Problem>
Go through the listing below and list every line with "components".

Information supplied>
▼
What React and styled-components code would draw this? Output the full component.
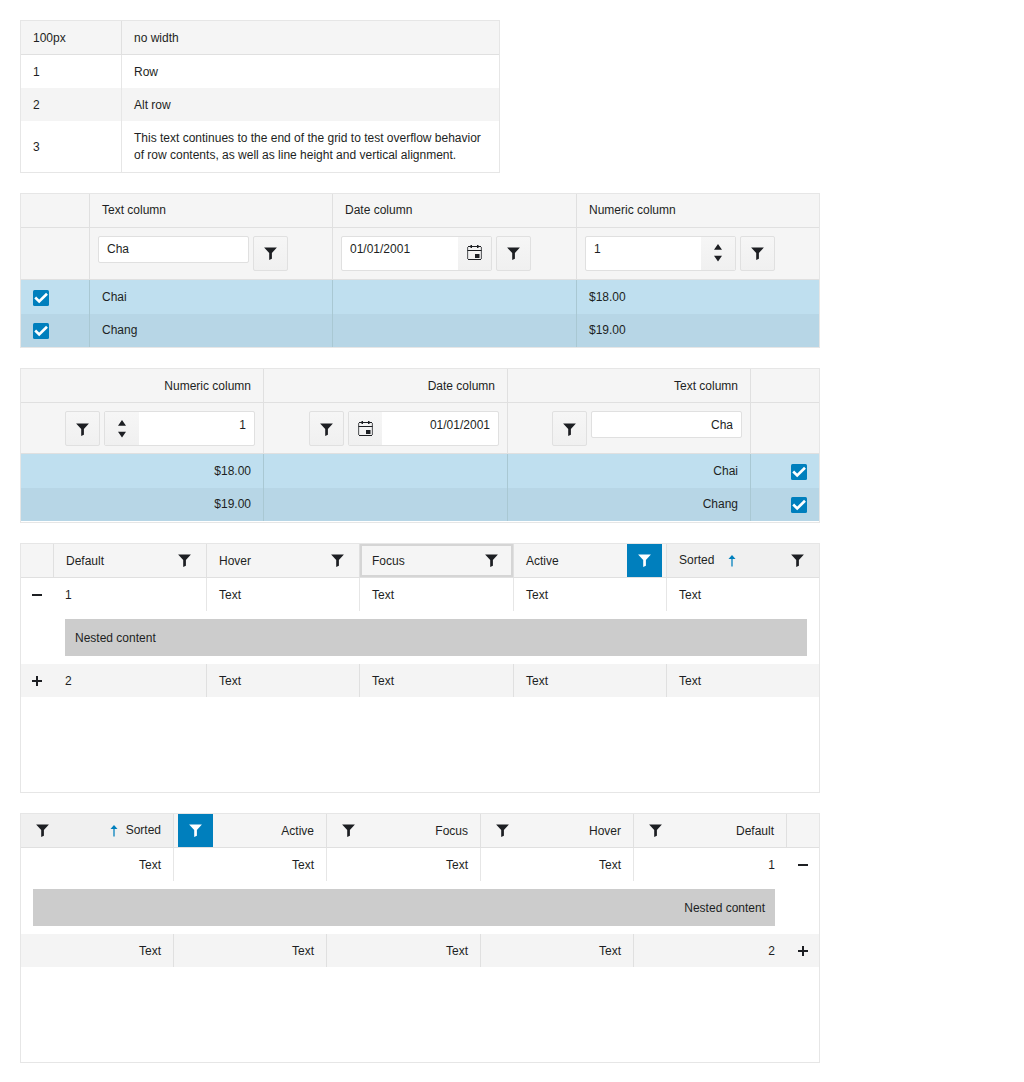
import React from "react";
import styled, { createGlobalStyle, css } from "styled-components";

const GlobalStyle = createGlobalStyle`
  * { box-sizing: border-box; }
  body {
    margin: 0;
    background: #fff;
    color: #1d1f23;
    font: 12px/17px "Liberation Sans", Arial, sans-serif;
  }
`;

const Page = styled.main`
  display: flex;
  flex-direction: column;
  align-items: flex-start;
  gap: 20px;
  padding: 20px;
`;

const Grid = styled.section`
  width: ${(p) => p.$width || 800}px;
  height: ${(p) => (p.$height ? `${p.$height}px` : "auto")};
  border: 1px solid #e6e6e6;
  background: #fff;
`;

const Row = styled.div`
  display: grid;
  grid-template-columns: ${(p) => p.$columns};
  height: ${(p) => p.$height || 33}px;
  background: ${(p) => p.$background || "#fff"};
`;

const HeaderRow = styled(Row)`
  height: ${(p) => p.$height || 34}px;
  background: #f5f5f5;
  border-bottom: 1px solid #e0e0e0;
`;

const Cell = styled.div`
  display: flex;
  align-items: center;
  min-width: 0;
  padding-inline: 12px;
  padding-top: 1px;
  padding-bottom: ${(p) => p.$lift || 0}px;
  border-inline-start: ${(p) => (p.$plain ? "none" : `1px solid ${p.$line || "#e6e6e6"}`)};
`;

const HeaderCell = styled(Cell)`
  padding-inline-end: 4px;
  padding-top: 0;
  border-inline-start-color: #e0e0e0;
  ${(p) => p.$sorted && css`background: #f0f0f0;`}
  ${(p) => p.$focused && css`box-shadow: inset 0 0 0 2px #d5d5d5;`}
`;

const Title = styled.span`
  padding-top: 1px;
  padding-bottom: ${(p) => p.$lift || 0}px;
`;

const HeaderFilter = styled.span`
  display: flex;
  align-items: center;
  justify-content: center;
  width: 35px;
  height: 33px;
  margin-inline-start: auto;
  color: ${(p) => (p.$active ? "#fff" : "inherit")};
  background: ${(p) => (p.$active ? "#007fbd" : "transparent")};
`;

const SortMark = styled.span`
  display: flex;
  color: #007fbd;
  margin-inline-start: ${(p) => p.$gap}px;
`;

const FilterCell = styled.div`
  display: flex;
  align-items: flex-start;
  gap: 4px;
  padding: 8px;
  border-inline-start: ${(p) => (p.$plain ? "none" : "1px solid #e0e0e0")};
`;

const Field = styled.div`
  display: flex;
  width: 151px;
  height: ${(p) => (p.$compact ? 27 : 35)}px;
  overflow: hidden;
  border: 1px solid #e0e0e0;
  border-radius: 2px;
  background: #fff;
`;

const Input = styled.input`
  flex: 1;
  min-width: 0;
  height: 17px;
  margin-top: ${(p) => p.$top}px;
  padding: 0 8px;
  border: 0;
  outline: 0;
  background: transparent;
  color: inherit;
  font: inherit;
`;

const FieldButton = styled.span`
  display: flex;
  align-items: center;
  justify-content: center;
  width: ${(p) => p.$width}px;
  padding-top: ${(p) => p.$drop}px;
  padding-bottom: ${(p) => p.$lift}px;
  background: linear-gradient(#f6f6f6, #f0f0f0);
`;

const FilterButton = styled.button`
  display: flex;
  align-items: center;
  justify-content: center;
  width: 35px;
  height: 35px;
  padding: ${(p) => p.$drop}px 0 0;
  border: 1px solid #e0e0e0;
  border-radius: 2px;
  color: inherit;
  background: linear-gradient(#f6f6f6, #f0f0f0);
`;

const Check = styled.span`
  display: flex;
  width: 16px;
  height: 16px;
  border-radius: 1.5px;
  background: #007fbd;
`;

const Toggle = styled.div`
  display: flex;
  align-items: center;
  justify-content: center;
`;

const Detail = styled.div`
  height: 53px;
  padding-block: 8px;
  padding-inline: 44px 12px;
`;

const Nested = styled.div`
  padding: 11px 10px 9px;
  background: #ccc;
`;

const Svg = styled.svg.attrs({ width: 16, height: 16, viewBox: "0 0 16 16", fill: "currentColor" })`
  display: block;
  flex: none;
`;

const FilterIcon = () => (
  <Svg><path d="M1.100 1.500h12.800L8.900 7v5.800L6.200 14V7z" /></Svg>
);
const CalendarIcon = () => (
  <svg width="15" height="15" viewBox="0 0 15 15" fill="currentColor">
    <path d="M1 1.500h13M.500 5.500h14M1 14.500h13" stroke="currentColor" />
    <path d="M.600 2v12M14.400 2v12" stroke="currentColor" strokeWidth="1.100" opacity=".7" />
    <path d="M3.500 0h1.500v3H3.500zM10 0h1.500v3H10zM8 9h4.500v4H8z" />
  </svg>
);
const SpinIcon = () => (
  <svg width="8" height="18" viewBox="0 0 8 18" fill="currentColor">
    <path d="M4 0l4 5.800H0zM4 17.600l4-5.800H0z" />
  </svg>
);
const SortIcon = () => (
  <Svg>
    <path d="M8 2l3.500 4h-7z" />
    <path d="M7.200 5.500h1.600v8H7.200z" opacity=".8" />
  </Svg>
);
const CheckIcon = () => (
  <Svg><path d="M2.200 7.500l4 4 7.800-7.700" fill="none" stroke="#fff" strokeWidth="2.600" /></Svg>
);
const MinusIcon = () => <Svg><path d="M3 7h10v2H3z" /></Svg>;
const PlusIcon = () => <Svg><path d="M3 7h4V3h2v4h4v2H9v4H7V9H3z" /></Svg>;

const SIMPLE = "100px 1fr";
const FILTERS = "68px 243px 244px 243px";
const STATES = "32px 153px 153px 154px 153px 153px";

function SimpleGrid() {
  return (
    <Grid $width={480}>
      <HeaderRow $columns={SIMPLE}>
        <Cell $plain>100px</Cell>
        <Cell $line="#e0e0e0">no width</Cell>
      </HeaderRow>
      <Row $columns={SIMPLE}><Cell $plain>1</Cell><Cell>Row</Cell></Row>
      <Row $columns={SIMPLE} $background="#f4f4f4"><Cell $plain>2</Cell><Cell>Alt row</Cell></Row>
      <Row $columns={SIMPLE} $height={51}>
        <Cell $plain>3</Cell>
        <Cell $lift={1}>This text continues to the end of the grid to test overflow behavior of row contents, as well as line height and vertical alignment.</Cell>
      </Row>
    </Grid>
  );
}

function FilterGrid({ dir }) {
  const rtl = dir === "rtl";
  const top = rtl ? 5 : 4;
  const drop = rtl ? 2 : 0;
  const lift = rtl ? 0 : 2;
  return (
    <Grid dir={dir} $height={155}>
      <HeaderRow $columns={FILTERS}>
        <HeaderCell $plain />
        {["Text column", "Date column", "Numeric column"].map((name) => (
          <Cell key={name} $line="#e0e0e0" $lift={lift}>{name}</Cell>
        ))}
      </HeaderRow>
      <HeaderRow $columns={FILTERS} $height={rtl ? 51 : 52}>
        <FilterCell $plain />
        <FilterCell>
          <Field $compact><Input $top={top} defaultValue="Cha" /></Field>
          <FilterButton $drop={drop}><FilterIcon /></FilterButton>
        </FilterCell>
        <FilterCell>
          <Field>
            <Input $top={top} defaultValue="01/01/2001" />
            <FieldButton $width={33} $drop={drop} $lift={2}><CalendarIcon /></FieldButton>
          </Field>
          <FilterButton $drop={drop}><FilterIcon /></FilterButton>
        </FilterCell>
        <FilterCell>
          <Field>
            <Input $top={top} defaultValue="1" />
            <FieldButton $width={34} $drop={drop} $lift={1}><SpinIcon /></FieldButton>
          </Field>
          <FilterButton $drop={drop}><FilterIcon /></FilterButton>
        </FilterCell>
      </HeaderRow>
      {[["Chai", "$18.00"], ["Chang", "$19.00"]].map(([name, price], i) => (
        <Row key={name} $columns={FILTERS} $height={i ? 33 : 34} $background={i ? "#b7d6e6" : "#bfdfef"}>
          <Cell $plain $lift={i ? 1 : 0}><Check><CheckIcon /></Check></Cell>
          <Cell $line="#a9c8d3" $lift={i ? 2 : 0}>{name}</Cell>
          <Cell $line="#a9c8d3" />
          <Cell $line="#a9c8d3" $lift={i ? 2 : 0}>{price}</Cell>
        </Row>
      ))}
    </Grid>
  );
}

function StateRow({ index, open }) {
  return (
    <Row $columns={STATES} $background={open ? "#fff" : "#f4f4f4"}>
      <Toggle>{open ? <MinusIcon /> : <PlusIcon />}</Toggle>
      <Cell $plain>{index}</Cell>
      {[0, 1, 2, 3].map((i) => <Cell key={i} $line={open ? "#e6e6e6" : "#e0e0e0"}>Text</Cell>)}
    </Row>
  );
}

function StateGrid({ dir }) {
  return (
    <Grid dir={dir} $height={250}>
      <HeaderRow $columns={STATES}>
        <HeaderCell $plain />
        {["Default", "Hover", "Focus", "Active", "Sorted"].map((name) => {
          const sorted = name === "Sorted";
          return (
            <HeaderCell key={name} $sorted={sorted} $focused={name === "Focus" && dir === "ltr"}>
              <Title $lift={sorted ? 2 : 0}>{name}</Title>
              {sorted && <SortMark $gap={dir === "rtl" ? 4 : 10}><SortIcon /></SortMark>}
              <HeaderFilter $active={name === "Active"}><FilterIcon /></HeaderFilter>
            </HeaderCell>
          );
        })}
      </HeaderRow>
      <StateRow index={1} open />
      <Detail><Nested>Nested content</Nested></Detail>
      <StateRow index={2} />
    </Grid>
  );
}

export default function App() {
  return (
    <>
      <GlobalStyle />
      <Page>
        <SimpleGrid />
        <FilterGrid dir="ltr" />
        <FilterGrid dir="rtl" />
        <StateGrid dir="ltr" />
        <StateGrid dir="rtl" />
      </Page>
    </>
  );
}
▲
The answer>
What React and styled-components code would draw this? Output the full component.
import styled, { createGlobalStyle, css } from "styled-components";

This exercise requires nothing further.